INSTRUCTIONS TO FOLLOW
Copy each line in the data that includes the word "this".

====== TASK INPUT

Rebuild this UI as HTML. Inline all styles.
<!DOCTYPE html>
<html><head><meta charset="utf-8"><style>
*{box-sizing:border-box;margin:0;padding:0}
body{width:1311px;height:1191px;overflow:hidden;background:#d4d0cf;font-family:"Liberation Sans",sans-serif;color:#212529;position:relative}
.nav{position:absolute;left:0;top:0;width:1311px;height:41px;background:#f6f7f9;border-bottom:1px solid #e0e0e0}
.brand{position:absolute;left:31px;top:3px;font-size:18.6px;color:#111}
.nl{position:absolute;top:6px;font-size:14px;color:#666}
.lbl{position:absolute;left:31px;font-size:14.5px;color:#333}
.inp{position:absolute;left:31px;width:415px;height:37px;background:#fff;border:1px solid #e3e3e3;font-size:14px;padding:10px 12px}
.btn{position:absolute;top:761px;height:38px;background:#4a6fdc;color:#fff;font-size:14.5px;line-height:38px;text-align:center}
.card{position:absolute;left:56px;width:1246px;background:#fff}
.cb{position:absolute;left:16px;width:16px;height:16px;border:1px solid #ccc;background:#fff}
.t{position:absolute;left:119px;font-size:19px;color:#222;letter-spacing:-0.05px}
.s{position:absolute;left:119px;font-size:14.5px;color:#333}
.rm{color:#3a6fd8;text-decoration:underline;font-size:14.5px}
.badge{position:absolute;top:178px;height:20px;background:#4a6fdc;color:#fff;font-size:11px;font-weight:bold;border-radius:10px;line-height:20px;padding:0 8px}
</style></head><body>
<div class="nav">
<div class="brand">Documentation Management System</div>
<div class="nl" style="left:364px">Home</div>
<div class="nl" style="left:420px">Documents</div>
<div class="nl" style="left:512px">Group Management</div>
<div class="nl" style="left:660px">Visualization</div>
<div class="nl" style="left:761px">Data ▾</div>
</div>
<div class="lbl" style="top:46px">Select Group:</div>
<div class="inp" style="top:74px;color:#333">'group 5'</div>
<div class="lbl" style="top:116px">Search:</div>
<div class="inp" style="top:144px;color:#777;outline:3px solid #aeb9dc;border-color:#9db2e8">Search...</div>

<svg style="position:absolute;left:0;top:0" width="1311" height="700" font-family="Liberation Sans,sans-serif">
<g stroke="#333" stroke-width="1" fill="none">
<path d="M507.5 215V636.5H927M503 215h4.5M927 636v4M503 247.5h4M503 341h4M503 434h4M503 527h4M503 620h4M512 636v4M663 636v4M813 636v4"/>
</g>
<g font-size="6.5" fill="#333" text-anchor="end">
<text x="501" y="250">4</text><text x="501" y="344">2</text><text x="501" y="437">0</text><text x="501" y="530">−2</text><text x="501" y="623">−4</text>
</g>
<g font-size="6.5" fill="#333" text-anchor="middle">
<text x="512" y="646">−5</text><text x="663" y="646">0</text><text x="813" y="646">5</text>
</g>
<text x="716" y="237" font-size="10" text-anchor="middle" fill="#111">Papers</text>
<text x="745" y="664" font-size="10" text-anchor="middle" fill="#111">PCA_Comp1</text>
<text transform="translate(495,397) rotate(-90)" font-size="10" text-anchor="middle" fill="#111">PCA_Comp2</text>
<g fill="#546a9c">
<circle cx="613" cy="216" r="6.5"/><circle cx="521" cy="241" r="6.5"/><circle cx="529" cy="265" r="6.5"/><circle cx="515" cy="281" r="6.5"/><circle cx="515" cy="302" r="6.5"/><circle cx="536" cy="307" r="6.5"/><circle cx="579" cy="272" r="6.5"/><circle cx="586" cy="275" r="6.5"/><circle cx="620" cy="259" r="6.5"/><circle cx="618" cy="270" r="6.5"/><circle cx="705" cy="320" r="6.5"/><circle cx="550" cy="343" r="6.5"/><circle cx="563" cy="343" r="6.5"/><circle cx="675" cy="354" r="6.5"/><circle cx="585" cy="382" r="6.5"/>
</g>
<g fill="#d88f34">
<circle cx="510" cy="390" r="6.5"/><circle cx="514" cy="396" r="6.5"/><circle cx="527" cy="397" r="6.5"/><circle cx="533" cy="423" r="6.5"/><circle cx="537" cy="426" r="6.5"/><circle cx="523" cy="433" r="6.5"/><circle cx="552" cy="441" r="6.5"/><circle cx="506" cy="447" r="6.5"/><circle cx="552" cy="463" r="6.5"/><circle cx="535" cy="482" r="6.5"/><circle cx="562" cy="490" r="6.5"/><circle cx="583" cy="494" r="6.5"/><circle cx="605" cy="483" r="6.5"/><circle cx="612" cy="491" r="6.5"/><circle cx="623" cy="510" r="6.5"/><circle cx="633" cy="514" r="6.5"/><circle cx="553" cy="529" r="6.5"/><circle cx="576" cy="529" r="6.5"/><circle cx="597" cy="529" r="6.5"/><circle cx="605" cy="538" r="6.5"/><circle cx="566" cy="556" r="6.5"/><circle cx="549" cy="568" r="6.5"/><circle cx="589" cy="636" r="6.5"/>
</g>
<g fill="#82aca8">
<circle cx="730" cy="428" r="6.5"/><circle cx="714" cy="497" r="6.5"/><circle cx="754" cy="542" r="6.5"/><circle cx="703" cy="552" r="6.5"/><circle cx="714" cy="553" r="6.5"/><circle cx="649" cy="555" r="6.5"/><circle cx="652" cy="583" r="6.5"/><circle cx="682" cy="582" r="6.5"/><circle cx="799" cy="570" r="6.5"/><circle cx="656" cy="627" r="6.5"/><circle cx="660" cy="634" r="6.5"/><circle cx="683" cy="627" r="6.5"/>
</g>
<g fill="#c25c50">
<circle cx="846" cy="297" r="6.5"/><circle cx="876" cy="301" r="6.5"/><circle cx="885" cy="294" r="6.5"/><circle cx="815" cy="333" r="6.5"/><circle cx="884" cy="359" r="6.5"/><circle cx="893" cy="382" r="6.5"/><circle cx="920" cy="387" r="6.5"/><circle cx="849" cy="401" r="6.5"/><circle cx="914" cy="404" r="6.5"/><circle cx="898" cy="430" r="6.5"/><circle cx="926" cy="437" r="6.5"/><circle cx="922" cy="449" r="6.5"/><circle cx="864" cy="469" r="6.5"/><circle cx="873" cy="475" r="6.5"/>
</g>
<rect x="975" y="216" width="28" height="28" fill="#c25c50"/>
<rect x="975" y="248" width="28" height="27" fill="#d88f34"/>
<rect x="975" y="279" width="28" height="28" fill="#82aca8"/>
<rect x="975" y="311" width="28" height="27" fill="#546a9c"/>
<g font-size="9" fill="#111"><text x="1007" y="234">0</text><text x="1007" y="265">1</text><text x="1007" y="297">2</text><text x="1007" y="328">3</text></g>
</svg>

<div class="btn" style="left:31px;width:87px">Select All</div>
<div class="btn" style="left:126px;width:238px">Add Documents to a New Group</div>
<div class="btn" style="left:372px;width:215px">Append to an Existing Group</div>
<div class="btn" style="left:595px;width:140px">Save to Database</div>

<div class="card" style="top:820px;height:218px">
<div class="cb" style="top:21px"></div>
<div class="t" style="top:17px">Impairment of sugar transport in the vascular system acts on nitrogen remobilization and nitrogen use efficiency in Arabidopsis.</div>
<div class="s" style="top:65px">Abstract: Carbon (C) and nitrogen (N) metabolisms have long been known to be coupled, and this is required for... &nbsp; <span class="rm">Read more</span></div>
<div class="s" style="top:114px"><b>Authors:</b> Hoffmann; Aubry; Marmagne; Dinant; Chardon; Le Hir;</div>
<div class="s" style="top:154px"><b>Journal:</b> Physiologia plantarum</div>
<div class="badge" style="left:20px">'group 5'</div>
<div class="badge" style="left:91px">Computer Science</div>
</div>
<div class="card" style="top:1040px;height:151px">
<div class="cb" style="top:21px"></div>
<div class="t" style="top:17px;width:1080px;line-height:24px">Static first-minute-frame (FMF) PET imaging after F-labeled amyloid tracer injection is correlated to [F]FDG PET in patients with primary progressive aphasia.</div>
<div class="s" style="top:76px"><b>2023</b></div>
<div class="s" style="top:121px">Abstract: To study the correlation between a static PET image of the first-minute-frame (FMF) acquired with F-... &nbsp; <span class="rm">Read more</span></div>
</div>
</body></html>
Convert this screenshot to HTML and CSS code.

============

OUTPUT OF THE EXERCISE
Rebuild this UI as HTML. Inline all styles.
<div class="s" style="top:65px">Abstract: Carbon (C) and nitrogen (N) metabolisms have long been known to be coupled, and this is required for... &nbsp; <span class="rm">Read more</span></div>
Convert this screenshot to HTML and CSS code.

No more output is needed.